Retirement Statistics That You Need to Know, Part 1


, Retirement Statistics That You Need to Know, Part 1There is a retirement crisis in America. Social Security is still alive and well (for now, at least), but it is by no means enough to cover most Americans’ cost of living in retirement. Too many people have little or no savings, and aren’t doing anything to change their situation.

The good news is that you can change your situation, even if you think it’s too late. Here’s what you need to know about where things stand, and what you could do about it.

How much do you need to retire comfortably?

It depends. According to many financial experts, you should plan on needing about 80% of your pre-retirement salary once you retire, including income from Social Security, pensions, and any other savings. And, you may need this income for longer than you think:

  • The average American retires at age 63.
  • The average retirement lasts 18 years, but many last much longer. Plus, who knows what the retirement life expectancy will be by the time you get there? Many financial experts recommend that you err on the side of caution and plan on a 30-year retirement.
  • You’ll need $1,060,751 in savings if you expect to draw $5,000 per month for 30 years, assuming 6% annual investment returns and 2% inflation. Depending on how much income you expect from your savings, adjust this amount higher or lower to come up with your retirement “number.”

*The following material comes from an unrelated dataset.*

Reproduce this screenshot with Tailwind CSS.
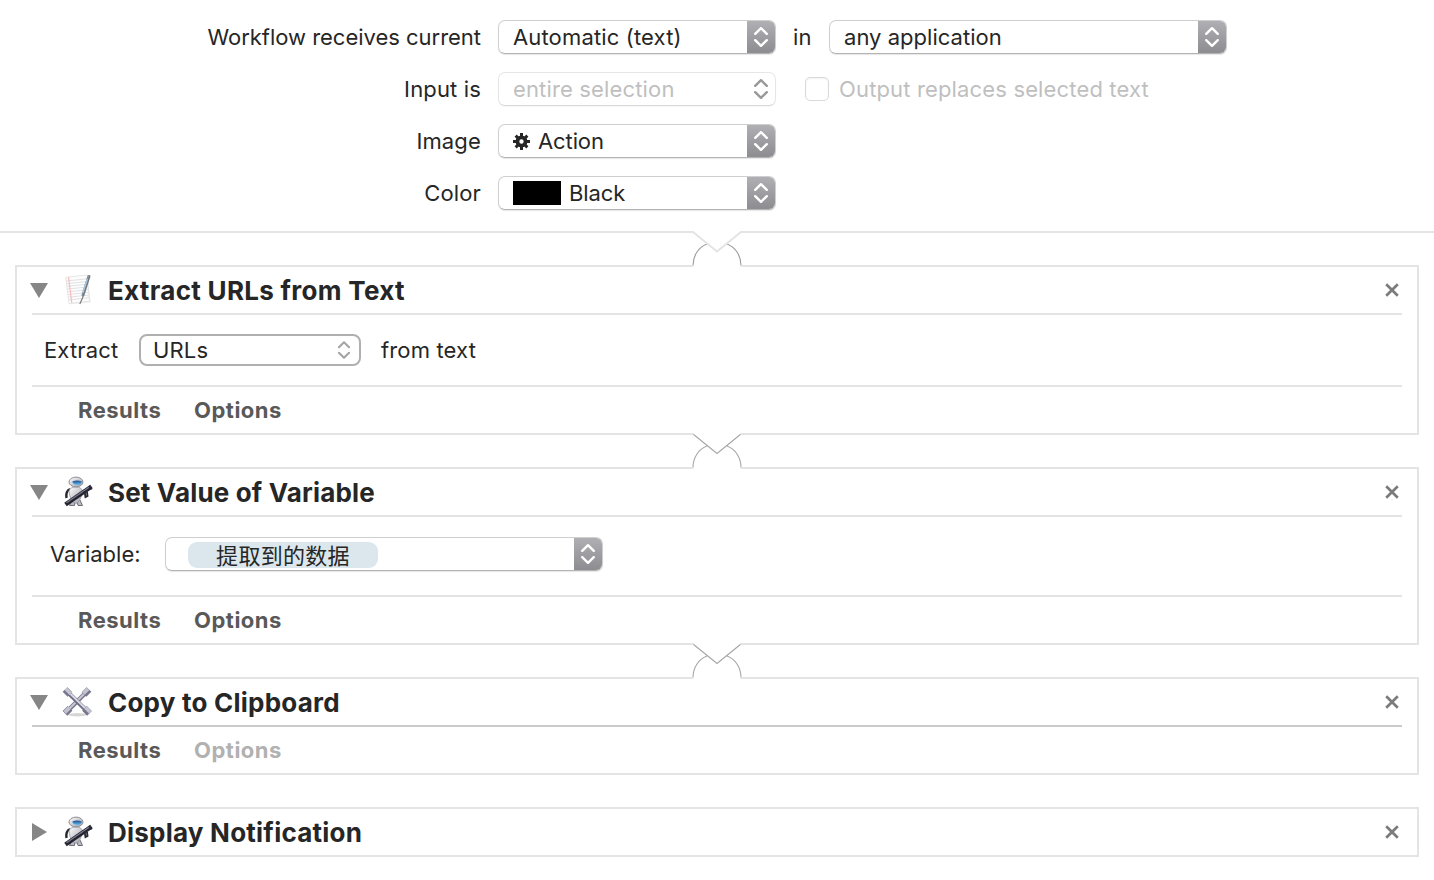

Americans know they won’t have enough money, but still won’t save.

The vast majority of those in the prime of their careers are aware they have a problem with their retirement savings. They’re right.

  • The average 50 year old has $42,797 saved. If you look at the retirement “number” from the previous section, it’s easy to see that this isn’t even close.
  • The average net worth (assets minus debts) of a 55-64 year old is $45,447.
  • 45% of Americans have saved nothing for retirement, including 40% of Baby Boomers.
  • 38% don’t actively save for retirement at all.
  • 20% of Americans tap into their 401(k) assets early, either through a loan or withdrawal.
  • 80% of Americans between the ages of 30 and 54 believe they will not have enough saved for retirement.

Social Security should be a supplement, not your sole income source.

Social Security isn’t intended to be a sole retirement plan, but a supplement to other sources of retirement savings. Still, many Americans end up dependent on it.

  • 36% of American adults over 65 are completely dependent on Social Security.
  • 63% are dependent (but not necessarily completely reliant) on Social Security, relatives, friends, or charity at age 65.
  • Social Security is running out of money, and will only be able to cover 77% of promised benefits beginning in 2034.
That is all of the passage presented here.